■ **Stated exercise**
Show all lines from the data that include the word "index".
__________________________________________________
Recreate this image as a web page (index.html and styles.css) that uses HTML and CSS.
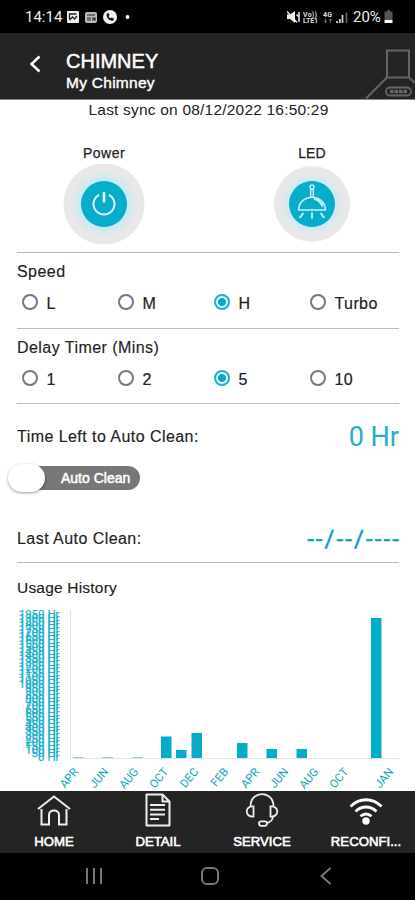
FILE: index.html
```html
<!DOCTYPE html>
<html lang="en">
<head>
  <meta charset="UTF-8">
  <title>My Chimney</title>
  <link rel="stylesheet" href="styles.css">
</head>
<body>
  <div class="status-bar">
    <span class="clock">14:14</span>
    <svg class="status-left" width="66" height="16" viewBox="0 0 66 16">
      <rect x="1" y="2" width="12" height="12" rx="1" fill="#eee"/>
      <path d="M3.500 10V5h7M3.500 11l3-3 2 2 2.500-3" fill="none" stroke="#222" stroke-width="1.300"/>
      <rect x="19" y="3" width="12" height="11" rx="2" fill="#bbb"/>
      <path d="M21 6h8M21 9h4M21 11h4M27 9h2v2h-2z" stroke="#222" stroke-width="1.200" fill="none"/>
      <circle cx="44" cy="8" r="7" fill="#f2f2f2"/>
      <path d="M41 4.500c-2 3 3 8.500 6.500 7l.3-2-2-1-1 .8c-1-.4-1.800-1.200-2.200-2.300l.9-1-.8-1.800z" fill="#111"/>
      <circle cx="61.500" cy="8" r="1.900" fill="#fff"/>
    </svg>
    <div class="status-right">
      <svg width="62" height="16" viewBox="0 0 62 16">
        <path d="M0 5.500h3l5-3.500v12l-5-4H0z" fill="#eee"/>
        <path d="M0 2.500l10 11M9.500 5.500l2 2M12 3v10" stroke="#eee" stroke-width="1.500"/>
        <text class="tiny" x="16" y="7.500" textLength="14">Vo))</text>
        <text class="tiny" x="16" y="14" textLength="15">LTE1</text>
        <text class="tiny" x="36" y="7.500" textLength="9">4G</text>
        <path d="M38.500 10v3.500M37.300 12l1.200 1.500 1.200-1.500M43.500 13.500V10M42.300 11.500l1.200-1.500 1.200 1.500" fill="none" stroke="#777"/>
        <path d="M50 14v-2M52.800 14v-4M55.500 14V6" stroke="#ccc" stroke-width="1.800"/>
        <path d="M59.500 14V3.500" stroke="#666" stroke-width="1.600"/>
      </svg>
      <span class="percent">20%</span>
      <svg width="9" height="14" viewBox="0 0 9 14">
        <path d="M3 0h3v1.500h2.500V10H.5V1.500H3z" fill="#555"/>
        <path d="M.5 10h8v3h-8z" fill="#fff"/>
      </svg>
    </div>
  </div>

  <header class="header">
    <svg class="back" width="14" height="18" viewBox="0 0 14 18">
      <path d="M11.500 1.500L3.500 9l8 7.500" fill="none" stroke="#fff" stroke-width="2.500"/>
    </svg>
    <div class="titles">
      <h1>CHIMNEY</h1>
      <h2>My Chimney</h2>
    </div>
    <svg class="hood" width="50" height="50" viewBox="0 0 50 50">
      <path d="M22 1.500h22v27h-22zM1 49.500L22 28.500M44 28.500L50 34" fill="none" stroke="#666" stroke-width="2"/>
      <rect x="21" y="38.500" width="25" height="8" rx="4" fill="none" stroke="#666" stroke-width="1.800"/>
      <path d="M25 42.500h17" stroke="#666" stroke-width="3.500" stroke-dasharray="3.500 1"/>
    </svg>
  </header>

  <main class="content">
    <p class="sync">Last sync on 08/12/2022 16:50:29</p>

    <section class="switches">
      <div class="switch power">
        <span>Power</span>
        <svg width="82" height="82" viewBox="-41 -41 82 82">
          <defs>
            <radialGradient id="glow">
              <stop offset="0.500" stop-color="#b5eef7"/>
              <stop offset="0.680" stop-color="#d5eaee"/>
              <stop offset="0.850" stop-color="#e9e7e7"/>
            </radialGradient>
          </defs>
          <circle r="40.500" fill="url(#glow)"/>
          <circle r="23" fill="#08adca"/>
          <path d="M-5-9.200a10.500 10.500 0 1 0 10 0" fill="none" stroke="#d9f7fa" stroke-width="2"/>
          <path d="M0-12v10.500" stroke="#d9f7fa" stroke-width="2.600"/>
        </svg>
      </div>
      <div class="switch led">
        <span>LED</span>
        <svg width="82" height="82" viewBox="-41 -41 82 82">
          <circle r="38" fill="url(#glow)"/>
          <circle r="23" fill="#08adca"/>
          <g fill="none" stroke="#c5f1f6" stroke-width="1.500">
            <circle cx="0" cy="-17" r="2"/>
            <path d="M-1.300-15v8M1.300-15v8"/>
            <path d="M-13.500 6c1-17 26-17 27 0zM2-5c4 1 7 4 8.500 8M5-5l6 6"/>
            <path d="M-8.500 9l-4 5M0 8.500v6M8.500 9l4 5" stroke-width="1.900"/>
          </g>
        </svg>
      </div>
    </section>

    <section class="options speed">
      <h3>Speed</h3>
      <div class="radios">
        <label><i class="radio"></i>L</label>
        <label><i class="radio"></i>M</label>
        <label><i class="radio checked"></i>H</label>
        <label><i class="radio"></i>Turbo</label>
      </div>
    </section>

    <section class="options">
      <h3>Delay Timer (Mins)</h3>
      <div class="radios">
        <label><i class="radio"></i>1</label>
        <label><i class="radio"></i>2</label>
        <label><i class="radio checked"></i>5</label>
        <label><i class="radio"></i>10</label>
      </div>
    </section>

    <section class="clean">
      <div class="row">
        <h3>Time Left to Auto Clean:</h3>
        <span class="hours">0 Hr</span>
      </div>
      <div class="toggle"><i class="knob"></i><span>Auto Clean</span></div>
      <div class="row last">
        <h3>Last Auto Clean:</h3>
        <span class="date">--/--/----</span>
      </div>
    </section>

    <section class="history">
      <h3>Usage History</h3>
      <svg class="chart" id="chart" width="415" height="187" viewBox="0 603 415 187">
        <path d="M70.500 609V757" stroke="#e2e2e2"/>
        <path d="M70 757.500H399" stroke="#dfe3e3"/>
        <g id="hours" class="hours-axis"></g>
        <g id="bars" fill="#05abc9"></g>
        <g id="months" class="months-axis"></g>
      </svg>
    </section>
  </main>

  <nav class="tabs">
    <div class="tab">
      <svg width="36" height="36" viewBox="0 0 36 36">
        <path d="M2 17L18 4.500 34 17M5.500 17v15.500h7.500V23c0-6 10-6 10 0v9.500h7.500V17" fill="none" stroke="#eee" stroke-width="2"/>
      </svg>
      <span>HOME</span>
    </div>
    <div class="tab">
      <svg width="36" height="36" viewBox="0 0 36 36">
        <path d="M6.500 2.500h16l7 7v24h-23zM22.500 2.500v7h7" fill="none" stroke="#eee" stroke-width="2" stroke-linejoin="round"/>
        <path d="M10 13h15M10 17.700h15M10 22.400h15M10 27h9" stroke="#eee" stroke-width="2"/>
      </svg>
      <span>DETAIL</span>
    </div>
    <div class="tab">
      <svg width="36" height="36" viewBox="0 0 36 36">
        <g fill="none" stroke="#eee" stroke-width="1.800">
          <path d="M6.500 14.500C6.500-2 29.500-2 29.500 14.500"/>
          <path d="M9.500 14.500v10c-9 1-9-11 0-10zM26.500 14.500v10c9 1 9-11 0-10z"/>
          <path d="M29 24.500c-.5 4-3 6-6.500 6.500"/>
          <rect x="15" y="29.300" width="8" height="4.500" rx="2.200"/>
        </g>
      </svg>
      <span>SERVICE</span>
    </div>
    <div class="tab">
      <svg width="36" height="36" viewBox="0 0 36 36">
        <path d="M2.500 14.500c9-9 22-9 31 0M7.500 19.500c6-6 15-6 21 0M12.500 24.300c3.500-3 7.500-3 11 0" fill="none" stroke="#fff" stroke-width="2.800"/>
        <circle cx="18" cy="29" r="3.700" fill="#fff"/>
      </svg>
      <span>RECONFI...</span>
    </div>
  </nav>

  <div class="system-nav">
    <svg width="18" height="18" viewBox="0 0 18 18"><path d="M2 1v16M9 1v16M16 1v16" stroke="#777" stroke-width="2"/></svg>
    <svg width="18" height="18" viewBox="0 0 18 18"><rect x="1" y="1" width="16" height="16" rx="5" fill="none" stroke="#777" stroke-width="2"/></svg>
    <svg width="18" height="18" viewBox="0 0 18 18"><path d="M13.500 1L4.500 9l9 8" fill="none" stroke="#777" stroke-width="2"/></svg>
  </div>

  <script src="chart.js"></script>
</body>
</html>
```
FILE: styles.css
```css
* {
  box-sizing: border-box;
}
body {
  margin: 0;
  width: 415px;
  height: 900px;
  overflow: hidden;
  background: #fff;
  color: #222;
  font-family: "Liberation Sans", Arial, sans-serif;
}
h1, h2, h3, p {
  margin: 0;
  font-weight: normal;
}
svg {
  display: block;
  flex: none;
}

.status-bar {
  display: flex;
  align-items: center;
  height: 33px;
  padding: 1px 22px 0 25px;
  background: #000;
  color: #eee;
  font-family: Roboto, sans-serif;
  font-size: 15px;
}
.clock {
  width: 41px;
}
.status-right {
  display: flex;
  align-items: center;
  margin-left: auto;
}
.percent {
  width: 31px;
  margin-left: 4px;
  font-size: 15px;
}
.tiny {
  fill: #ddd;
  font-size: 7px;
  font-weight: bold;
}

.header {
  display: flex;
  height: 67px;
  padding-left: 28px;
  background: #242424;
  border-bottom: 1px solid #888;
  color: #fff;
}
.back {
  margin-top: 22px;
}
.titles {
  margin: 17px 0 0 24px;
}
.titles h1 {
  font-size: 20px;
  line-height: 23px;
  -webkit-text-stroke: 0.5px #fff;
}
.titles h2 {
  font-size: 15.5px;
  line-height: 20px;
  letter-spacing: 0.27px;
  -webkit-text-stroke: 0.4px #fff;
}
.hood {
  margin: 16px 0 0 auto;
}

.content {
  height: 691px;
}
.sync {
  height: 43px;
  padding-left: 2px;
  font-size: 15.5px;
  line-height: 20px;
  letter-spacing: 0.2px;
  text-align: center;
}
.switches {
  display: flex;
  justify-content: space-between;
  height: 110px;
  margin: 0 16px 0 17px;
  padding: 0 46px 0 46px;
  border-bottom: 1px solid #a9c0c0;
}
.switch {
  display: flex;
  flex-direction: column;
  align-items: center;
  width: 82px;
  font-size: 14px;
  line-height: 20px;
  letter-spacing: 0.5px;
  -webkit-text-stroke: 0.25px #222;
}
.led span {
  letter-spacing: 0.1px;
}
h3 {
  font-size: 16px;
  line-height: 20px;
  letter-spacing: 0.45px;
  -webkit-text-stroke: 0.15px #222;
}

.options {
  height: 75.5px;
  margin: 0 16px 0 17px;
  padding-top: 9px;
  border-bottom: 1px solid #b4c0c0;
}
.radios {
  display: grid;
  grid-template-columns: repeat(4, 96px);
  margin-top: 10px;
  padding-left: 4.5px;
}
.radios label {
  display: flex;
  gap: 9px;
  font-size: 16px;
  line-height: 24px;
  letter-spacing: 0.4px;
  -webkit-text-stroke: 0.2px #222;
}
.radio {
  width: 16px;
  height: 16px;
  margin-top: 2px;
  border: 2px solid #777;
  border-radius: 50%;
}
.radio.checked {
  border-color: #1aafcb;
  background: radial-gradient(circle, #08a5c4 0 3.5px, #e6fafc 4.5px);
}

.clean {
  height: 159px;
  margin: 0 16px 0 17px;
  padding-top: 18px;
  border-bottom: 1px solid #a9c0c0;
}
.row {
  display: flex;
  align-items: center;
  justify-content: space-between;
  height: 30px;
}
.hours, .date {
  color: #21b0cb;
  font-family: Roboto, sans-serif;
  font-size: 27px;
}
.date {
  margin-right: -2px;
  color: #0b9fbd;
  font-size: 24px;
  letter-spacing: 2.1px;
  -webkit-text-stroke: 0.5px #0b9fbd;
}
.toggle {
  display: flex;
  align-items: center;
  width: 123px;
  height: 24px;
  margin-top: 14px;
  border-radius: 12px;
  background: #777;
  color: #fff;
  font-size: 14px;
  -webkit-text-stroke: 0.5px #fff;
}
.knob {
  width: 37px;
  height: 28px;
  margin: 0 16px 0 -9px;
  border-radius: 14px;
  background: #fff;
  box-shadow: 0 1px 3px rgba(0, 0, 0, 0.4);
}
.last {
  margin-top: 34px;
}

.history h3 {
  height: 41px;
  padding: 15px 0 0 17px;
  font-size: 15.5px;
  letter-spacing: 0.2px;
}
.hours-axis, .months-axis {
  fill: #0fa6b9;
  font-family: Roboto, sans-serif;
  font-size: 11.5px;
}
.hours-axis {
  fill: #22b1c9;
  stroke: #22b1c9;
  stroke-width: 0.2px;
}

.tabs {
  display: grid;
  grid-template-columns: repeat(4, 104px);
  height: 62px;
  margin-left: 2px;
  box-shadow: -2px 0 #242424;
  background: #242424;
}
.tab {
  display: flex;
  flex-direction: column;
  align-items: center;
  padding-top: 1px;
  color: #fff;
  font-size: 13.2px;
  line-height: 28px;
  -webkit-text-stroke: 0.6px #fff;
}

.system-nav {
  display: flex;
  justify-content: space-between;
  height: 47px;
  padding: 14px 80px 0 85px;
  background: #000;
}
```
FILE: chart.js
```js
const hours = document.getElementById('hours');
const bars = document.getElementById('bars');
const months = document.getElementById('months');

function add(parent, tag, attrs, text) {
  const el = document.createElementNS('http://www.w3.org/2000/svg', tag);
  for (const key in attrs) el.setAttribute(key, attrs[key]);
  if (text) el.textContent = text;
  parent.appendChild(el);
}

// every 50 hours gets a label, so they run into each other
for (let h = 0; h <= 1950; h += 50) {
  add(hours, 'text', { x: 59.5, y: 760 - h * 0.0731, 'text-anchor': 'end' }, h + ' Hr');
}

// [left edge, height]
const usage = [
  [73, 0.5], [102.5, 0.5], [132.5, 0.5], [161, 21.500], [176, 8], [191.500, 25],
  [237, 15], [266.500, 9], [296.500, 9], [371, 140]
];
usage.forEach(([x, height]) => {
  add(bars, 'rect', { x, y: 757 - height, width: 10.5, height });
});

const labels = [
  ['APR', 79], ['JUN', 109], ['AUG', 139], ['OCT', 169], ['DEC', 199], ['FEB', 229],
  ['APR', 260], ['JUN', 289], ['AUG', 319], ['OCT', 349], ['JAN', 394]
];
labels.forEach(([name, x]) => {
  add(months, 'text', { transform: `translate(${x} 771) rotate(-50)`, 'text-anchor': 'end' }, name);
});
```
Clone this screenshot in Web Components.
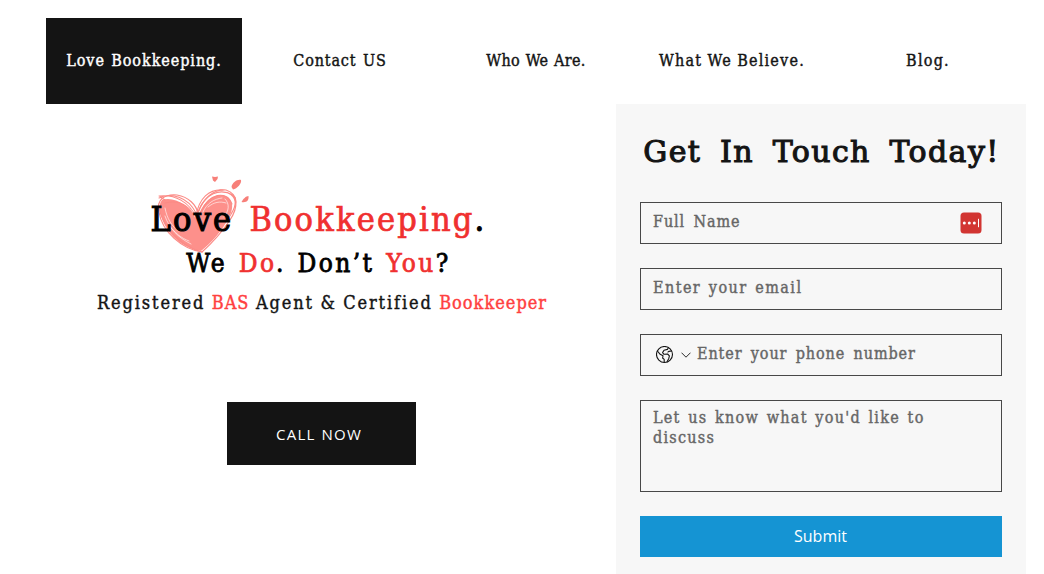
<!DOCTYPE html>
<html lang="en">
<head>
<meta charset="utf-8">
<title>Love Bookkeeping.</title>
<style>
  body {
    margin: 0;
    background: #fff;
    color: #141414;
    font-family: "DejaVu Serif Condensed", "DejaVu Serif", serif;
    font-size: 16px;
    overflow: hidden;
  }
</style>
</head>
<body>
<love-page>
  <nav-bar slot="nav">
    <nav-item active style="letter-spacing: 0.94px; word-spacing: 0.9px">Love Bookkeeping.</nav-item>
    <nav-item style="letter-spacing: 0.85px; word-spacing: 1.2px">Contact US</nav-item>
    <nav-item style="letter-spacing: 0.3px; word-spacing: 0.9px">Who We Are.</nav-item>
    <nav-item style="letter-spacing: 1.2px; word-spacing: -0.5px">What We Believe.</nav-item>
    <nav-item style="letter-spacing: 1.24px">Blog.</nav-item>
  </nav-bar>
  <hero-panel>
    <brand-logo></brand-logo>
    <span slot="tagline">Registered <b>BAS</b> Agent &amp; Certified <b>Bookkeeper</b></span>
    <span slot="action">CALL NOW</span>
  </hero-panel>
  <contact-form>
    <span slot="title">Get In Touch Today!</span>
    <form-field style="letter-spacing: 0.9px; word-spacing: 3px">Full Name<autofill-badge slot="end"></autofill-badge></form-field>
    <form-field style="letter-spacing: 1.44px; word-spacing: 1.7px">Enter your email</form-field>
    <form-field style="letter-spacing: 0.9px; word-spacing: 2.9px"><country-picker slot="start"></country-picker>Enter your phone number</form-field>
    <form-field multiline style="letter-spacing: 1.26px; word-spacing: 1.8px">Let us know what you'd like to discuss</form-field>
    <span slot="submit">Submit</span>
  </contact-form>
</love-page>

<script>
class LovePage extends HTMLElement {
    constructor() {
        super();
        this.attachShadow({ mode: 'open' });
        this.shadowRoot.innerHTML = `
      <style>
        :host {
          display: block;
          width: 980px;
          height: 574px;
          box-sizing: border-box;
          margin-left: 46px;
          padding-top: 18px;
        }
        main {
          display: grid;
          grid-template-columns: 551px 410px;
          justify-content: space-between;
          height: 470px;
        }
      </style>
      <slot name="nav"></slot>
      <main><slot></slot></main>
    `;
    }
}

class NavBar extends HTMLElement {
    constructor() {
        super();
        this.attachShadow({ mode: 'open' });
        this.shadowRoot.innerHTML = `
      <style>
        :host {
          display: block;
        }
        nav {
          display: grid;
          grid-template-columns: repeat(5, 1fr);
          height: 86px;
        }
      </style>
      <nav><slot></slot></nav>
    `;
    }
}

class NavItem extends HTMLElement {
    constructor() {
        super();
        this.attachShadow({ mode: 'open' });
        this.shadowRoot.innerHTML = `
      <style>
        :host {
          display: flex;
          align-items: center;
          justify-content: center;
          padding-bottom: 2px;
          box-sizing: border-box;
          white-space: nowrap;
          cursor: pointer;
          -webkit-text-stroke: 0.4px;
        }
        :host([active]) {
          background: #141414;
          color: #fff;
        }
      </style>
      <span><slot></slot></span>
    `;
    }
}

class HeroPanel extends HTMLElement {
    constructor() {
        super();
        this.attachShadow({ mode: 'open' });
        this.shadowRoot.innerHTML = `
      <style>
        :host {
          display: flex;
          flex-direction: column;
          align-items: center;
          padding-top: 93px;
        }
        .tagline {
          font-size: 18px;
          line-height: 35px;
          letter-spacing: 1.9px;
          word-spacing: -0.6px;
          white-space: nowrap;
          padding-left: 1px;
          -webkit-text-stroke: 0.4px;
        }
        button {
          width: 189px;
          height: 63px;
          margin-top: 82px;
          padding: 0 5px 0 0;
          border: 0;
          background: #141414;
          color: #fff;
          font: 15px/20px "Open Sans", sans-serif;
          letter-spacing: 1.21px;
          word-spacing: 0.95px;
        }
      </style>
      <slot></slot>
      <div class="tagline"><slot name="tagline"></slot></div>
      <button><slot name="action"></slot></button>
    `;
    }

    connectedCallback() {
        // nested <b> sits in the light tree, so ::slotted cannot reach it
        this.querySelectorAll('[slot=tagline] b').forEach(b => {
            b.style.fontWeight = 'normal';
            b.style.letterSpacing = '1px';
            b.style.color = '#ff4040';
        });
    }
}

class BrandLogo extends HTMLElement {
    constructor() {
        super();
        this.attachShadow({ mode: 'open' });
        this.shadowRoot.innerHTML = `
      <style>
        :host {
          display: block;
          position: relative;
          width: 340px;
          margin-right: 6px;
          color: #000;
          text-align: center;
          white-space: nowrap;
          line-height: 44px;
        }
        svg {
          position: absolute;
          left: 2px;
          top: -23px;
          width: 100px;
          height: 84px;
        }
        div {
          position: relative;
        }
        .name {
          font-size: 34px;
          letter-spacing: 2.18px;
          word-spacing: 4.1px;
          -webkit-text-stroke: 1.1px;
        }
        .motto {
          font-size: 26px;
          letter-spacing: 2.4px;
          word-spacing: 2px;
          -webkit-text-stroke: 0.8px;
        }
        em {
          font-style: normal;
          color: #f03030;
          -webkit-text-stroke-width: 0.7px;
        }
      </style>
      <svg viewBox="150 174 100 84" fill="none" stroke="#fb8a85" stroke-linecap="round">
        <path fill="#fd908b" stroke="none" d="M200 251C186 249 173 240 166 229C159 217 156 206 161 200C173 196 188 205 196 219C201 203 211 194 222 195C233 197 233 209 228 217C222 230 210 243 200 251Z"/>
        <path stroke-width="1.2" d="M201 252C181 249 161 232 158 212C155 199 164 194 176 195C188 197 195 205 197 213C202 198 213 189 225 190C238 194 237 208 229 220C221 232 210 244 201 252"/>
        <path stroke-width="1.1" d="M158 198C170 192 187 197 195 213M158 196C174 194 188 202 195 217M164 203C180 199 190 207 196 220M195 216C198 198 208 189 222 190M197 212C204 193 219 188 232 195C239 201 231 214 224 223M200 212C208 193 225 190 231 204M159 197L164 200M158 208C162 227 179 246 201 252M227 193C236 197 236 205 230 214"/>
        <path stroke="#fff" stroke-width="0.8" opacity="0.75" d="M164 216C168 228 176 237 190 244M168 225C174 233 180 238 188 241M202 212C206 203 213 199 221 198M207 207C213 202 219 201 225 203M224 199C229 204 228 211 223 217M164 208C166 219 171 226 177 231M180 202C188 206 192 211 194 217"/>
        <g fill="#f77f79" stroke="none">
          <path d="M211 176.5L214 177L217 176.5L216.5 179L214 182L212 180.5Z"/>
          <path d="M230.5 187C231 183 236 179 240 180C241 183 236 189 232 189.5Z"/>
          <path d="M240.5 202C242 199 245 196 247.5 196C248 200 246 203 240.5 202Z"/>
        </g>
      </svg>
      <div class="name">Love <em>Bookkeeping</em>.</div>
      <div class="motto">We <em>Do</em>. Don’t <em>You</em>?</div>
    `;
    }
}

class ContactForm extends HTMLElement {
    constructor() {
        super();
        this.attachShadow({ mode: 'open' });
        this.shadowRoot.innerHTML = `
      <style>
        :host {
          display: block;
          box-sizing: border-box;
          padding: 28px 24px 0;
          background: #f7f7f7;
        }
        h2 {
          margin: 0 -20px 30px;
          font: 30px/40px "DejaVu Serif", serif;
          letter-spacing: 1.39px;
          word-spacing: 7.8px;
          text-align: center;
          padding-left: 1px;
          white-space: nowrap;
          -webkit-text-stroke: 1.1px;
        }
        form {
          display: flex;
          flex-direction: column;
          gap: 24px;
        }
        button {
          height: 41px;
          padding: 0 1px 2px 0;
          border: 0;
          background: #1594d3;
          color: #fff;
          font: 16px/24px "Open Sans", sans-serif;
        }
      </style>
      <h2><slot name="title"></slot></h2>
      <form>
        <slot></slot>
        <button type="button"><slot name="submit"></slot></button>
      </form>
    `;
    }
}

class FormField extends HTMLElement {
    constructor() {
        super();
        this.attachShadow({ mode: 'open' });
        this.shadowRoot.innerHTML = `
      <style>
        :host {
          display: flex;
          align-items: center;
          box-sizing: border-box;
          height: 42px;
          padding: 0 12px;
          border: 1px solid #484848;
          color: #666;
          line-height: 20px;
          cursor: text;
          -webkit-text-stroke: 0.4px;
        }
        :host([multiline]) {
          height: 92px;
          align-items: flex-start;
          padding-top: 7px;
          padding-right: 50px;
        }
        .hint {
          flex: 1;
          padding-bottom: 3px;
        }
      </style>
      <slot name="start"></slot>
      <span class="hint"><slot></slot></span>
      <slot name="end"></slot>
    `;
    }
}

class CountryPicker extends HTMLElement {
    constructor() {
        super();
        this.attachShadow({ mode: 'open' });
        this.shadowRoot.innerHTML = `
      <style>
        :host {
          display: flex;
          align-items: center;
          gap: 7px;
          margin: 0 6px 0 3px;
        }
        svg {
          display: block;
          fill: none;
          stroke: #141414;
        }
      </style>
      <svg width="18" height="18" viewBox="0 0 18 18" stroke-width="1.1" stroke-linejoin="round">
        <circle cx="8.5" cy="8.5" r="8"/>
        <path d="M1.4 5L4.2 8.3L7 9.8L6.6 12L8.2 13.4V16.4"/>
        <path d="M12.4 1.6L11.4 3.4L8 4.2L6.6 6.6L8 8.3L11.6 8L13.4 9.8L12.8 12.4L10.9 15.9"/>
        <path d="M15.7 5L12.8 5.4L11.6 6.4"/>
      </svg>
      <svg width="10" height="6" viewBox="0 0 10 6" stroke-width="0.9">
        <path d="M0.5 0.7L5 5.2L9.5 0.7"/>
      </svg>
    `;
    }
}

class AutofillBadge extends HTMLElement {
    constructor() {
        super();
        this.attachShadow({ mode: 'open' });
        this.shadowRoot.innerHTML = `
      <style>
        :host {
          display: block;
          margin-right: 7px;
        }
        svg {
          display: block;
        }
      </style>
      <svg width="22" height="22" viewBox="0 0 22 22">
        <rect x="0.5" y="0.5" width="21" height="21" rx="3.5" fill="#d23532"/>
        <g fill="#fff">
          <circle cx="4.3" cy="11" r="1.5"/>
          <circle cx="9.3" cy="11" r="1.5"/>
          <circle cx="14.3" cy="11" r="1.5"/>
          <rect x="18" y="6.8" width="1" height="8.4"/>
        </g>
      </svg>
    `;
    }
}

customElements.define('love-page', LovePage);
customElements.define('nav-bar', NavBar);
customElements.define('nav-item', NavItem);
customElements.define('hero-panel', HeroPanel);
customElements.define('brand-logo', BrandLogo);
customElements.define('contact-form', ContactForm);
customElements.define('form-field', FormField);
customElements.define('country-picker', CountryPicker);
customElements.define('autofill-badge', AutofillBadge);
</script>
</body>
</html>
__________________________________________________
■ **Written answer**
Recreate this image as a web page (index.html and styles.css) that uses HTML and CSS.
FILE: index.html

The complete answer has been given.